Firm, business area and individual performance are the significant contributors to the determination of variable bonus awards. The principal objective in determining variable bonus awards is to reward individual performance whilst ensuring that such payments are warranted given business results. In this context performance can include financial and non-financial measures, risk measures and other relevant factors. There is a focus on differentiation so that any rewards are determined according to the contribution of individuals and teams. Bonus pools and individual awards are subject to the governance of the Remuneration Committee and it is possible that in any year no variable bonus will be awarded.

The payment of a significant proportion of the performance award for those in receipt of a variable compensation award above a level set at the discretion of the Remuneration Committee may be required to be deferred and the sum involved invested in funds managed by the firm which vest at a future point in time. The purpose of these deferral arrangements with respect to certain individuals is to support a performance culture where employees recognise the importance of sustainable (and sustained) firm and individual performance.

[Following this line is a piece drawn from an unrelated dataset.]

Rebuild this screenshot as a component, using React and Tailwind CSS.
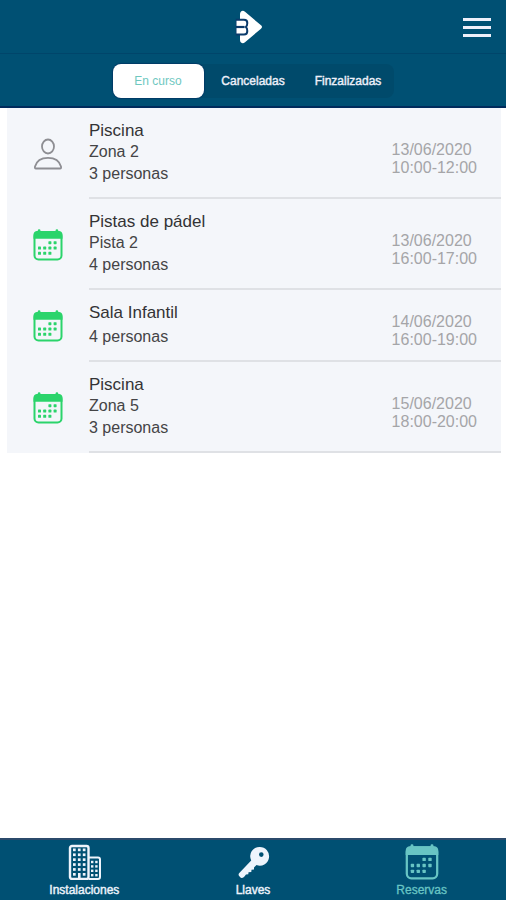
import React, { useState } from 'react';

const tabs = ['En curso', 'Canceladas', 'Finzalizadas'];

const reservas = [
  { id: 1, nombre: 'Piscina', zona: 'Zona 2', personas: '3 personas', fecha: '13/06/2020', hora: '10:00-12:00', icono: 'persona' },
  { id: 2, nombre: 'Pistas de pádel', zona: 'Pista 2', personas: '4 personas', fecha: '13/06/2020', hora: '16:00-17:00', icono: 'calendario' },
  { id: 3, nombre: 'Sala Infantil', zona: null, personas: '4 personas', fecha: '14/06/2020', hora: '16:00-19:00', icono: 'calendario' },
  { id: 4, nombre: 'Piscina', zona: 'Zona 5', personas: '3 personas', fecha: '15/06/2020', hora: '18:00-20:00', icono: 'calendario' },
];

const LogoIcon = () => (
  <svg viewBox="0 0 36 34" className="w-9 h-[34px]" aria-hidden="true">
    <path d="M6 1.5Q8 0 10 1.8L26 15.3Q28 17 26 18.700L10 32.2Q8 34 6 32.5Q5 31.5 5 30V4Q5 2.5 6 1.5Z" fill="#fff" />
    <path
      d="M0.500 9.800H9Q12.300 9.800 12.300 13Q12.300 16 10.800 17Q12.300 18 12.300 21Q12.300 24.600 9 24.600H0.500Z"
      fill="#fff"
      stroke="#0a3a6b"
      strokeWidth="2"
    />
    <path d="M0 17H9.500" stroke="#0a3a6b" strokeWidth="2.200" />
    <path d="M0 8V26" stroke="#005073" strokeWidth="1.600" />
  </svg>
);

const PersonIcon = ({ className }) => (
  <svg viewBox="0 0 30 32" className={className} fill="none" stroke="currentColor" strokeWidth="1.800" strokeLinejoin="round" aria-hidden="true">
    <ellipse cx="15" cy="8.500" rx="6" ry="7" />
    <path d="M3 30.500C2 30.500 1.700 30 2 28.500C3.500 23 8.500 19.800 15 19.800S26.500 23 28 28.500C28.300 30 28 30.500 27 30.500Z" />
  </svg>
);

const CalendarIcon = ({ className }) => (
  <svg viewBox="0 0 30 32" className={className} fill="currentColor" aria-hidden="true">
    <rect x="4.800" y="0.300" width="2.600" height="5" rx="1.200" />
    <rect x="22.600" y="0.300" width="2.600" height="5" rx="1.200" />
    <path d="M4.500 2H25.500Q29.500 2 29.500 6V9.800H0.500V6Q0.500 2 4.500 2Z" />
    <rect x="1.500" y="3" width="27" height="27.500" rx="4" fill="none" stroke="currentColor" strokeWidth="2" />
    {[[16.8, 13.6], [22, 13.6], [6.4, 19], [11.6, 19], [16.8, 19], [22, 19], [6.4, 24.2], [11.6, 24.2], [16.8, 24.2]].map(([x, y]) => (
      <rect key={`${x}-${y}`} x={x - 1.4} y={y - 1.4} width="3" height="3" rx="0.600" />
    ))}
  </svg>
);

const BuildingIcon = ({ className }) => (
  <svg viewBox="0 0 34 36" className={className} fill="currentColor" aria-hidden="true">
    <rect x="3" y="2" width="18.500" height="33" rx="2" fill="none" stroke="currentColor" strokeWidth="2.400" />
    <path d="M21.500 13.500H31Q33 13.500 33 15.500V33Q33 35 31 35H21.500" fill="none" stroke="currentColor" strokeWidth="2" />
    {[5.8, 10.7, 15.6, 20.5, 25.4].map((y) =>
      [7.3, 12.2, 17.1].map((x) => (
        <rect key={`${x}-${y}`} x={x - 1.3} y={y - 1.3} width="2.700" height="2.700" />
      ))
    )}
    <rect x="6" y="29" width="2.700" height="2.700" />
    <rect x="15.800" y="29" width="2.700" height="2.700" />
    <rect x="11" y="29" width="2.600" height="6" />
    {[18, 22.4, 26.8, 31.2].map((y) =>
      [25.2, 29.4].map((x) => (
        <rect key={`${x}-${y}`} x={x - 1.2} y={y - 1.2} width="2.400" height="2.400" />
      ))
    )}
  </svg>
);

const KeyIcon = ({ className }) => (
  <svg viewBox="0 0 34 36" className={className} fill="currentColor" fillRule="evenodd" aria-hidden="true">
    <path d="M23.700 3A9.300 9.300 0 1 1 20.500 21L18 23.500L18 25.500L15.500 25.800L15.300 28L12.500 28.300L12.300 30.200L10 30.500L8 33Q5.500 35 4 33L3 31.800Q2 30.500 3.300 29L15.200 16.500A9.300 9.300 0 0 1 23.700 3ZM25.300 8.300A2.300 2.300 0 1 0 25.300 12.900A2.300 2.300 0 1 0 25.300 8.300Z" />
  </svg>
);

const navItems = [
  { nombre: 'Instalaciones', Icon: BuildingIcon },
  { nombre: 'Llaves', Icon: KeyIcon },
  { nombre: 'Reservas', Icon: CalendarIcon },
];

const App = () => {
  const [activeTab, setActiveTab] = useState('En curso');

  return (
    <div className="min-h-screen flex flex-col bg-white font-['Liberation_Sans',Arial,sans-serif]">
      <header className="bg-[#005073] border-b-2 border-[#002b5c]">
        <div className="grid grid-cols-3 items-center h-[54px] px-[15px] border-b border-[#00456a]">
          <span />
          <div className="flex justify-center"><LogoIcon /></div>
          <button type="button" aria-label="Menú" className="justify-self-end flex flex-col gap-[5px] pt-0.5">
            <span className="block w-7 h-[3px] bg-[#eef0fa]" />
            <span className="block w-7 h-[3px] bg-[#eef0fa]" />
            <span className="block w-7 h-[3px] bg-[#eef0fa]" />
          </button>
        </div>
        <div className="flex justify-center h-[52px] pt-2.5 pb-2">
          <div className="flex gap-1 bg-[#004a6b] rounded-lg">
            {tabs.map((tab) => (
              <button
                key={tab}
                type="button"
                onClick={() => setActiveTab(tab)}
                className={
                  activeTab === tab
                    ? 'w-[91px] rounded-lg bg-white text-xs text-[#6fc8bf] shadow-[0_0_1px_1px_#003a66]'
                    : 'w-[91px] rounded-lg text-xs text-[#eef0fa] [-webkit-text-stroke:0.4px]'
                }
              >
                {tab}
              </button>
            ))}
          </div>
        </div>
      </header>

      <main className="flex-1">
        <ul className="ml-[7px] mr-[5px] bg-[#f4f6fa]">
          {reservas.map((reserva) => (
            <li key={reserva.id} className="flex items-stretch">
              <div className="w-[82px] flex items-center justify-center">
                {reserva.icono === 'persona' ? (
                  <PersonIcon className="w-[30px] h-8 text-[#8e8e93]" />
                ) : (
                  <CalendarIcon className="w-[30px] h-8 text-[#2bd46b]" />
                )}
              </div>
              <div className="flex-1 flex items-center justify-between pr-6 border-b-2 border-[#dfe1e5]">
                <div className="py-3 text-base text-[#444446]">
                  <h2 className="text-[17px] leading-[21px] text-[#333335]">{reserva.nombre}</h2>
                  {reserva.zona && <p className="leading-[21px]">{reserva.zona}</p>}
                  <p className={reserva.zona ? 'leading-[23px]' : 'mt-0.5 leading-[23px]'}>{reserva.personas}</p>
                </div>
                <div className="pt-3 text-base leading-[18px] text-[#a5a5a8]">
                  <p>{reserva.fecha}</p>
                  <p>{reserva.hora}</p>
                </div>
              </div>
            </li>
          ))}
        </ul>
      </main>

      <nav className="grid grid-cols-3 bg-[#005073] border-t-2 border-[#2b4a6b] pt-1">
        {navItems.map(({ nombre, Icon }) => (
          <a
            key={nombre}
            href="#"
            className={
              nombre === 'Reservas'
                ? 'flex flex-col items-center text-xs text-[#68c5c4] [-webkit-text-stroke:0.3px]'
                : 'flex flex-col items-center text-xs text-[#eef4fc] [-webkit-text-stroke:0.4px]'
            }
          >
            <Icon className="w-[34px] h-9" />
            <span className="py-[3px] leading-[14px]">{nombre}</span>
          </a>
        ))}
      </nav>
    </div>
  );
};

export default App;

This arrangement encourages sound risk management whilst aligning the longer-term interests of participants with those of investors.

PSC Eaglewood Europe LLP only has one "business area", namely its asset management business. All of the firm’s relevant staff fall into the "senior management" category (in accordance with applicable FCA guidance, the firm does not have any "risk takers").


Information contained in this document has not been audited by the firm’s external auditors and does not constitute any form of financial statement and should not be relied upon in making any judgement on the firm. The risks identified in this disclosure may not include all of the risks the firm faces. Reliance should not be placed on these disclosures as to the effectiveness or otherwise of the firm’s internal control environment.